Cognizant of the oil shutdown and the war with the Sudan in Panthou, South Sudanese see this second reshuffle as exceedingly bizarre but on equal terms with previous actions in which proper plans were reserved to be attempted afterward. The plan is now for the president to sit down with his advisers and do the mammoth task of selecting the cabinet while the government in Juba remains literally in the hands of technocrats in the respective ministries. It was simple to set the pace of restructuring, but the enormity of the task at hand might likely require weeks to complete. That would leave a vacuum for possible unruliness.  The president must act fast and in the approved manner in his government formation.

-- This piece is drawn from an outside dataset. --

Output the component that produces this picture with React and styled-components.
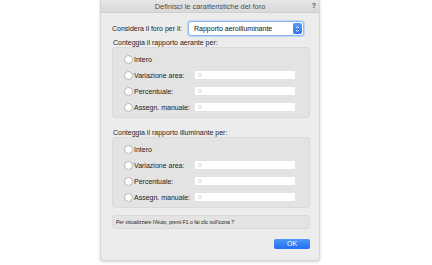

Can the president be encouraged to be a little harder? If president Kiir is to be believed and trusted, he has to do a bit more. Whether internal party wrangling for leadership might have caused the dissolution, South Sudanese and the world are wishing to see that 75 officials whom he sent letters to return the stolen $4 billion must not show faces in his next government. Of course if the wells of the decrees have not run dry, expectations are that few remaining decrees must be channeled toward the formation of investigation committees to probe the whereabouts of $4 billion for the benefit of the impoverished citizens.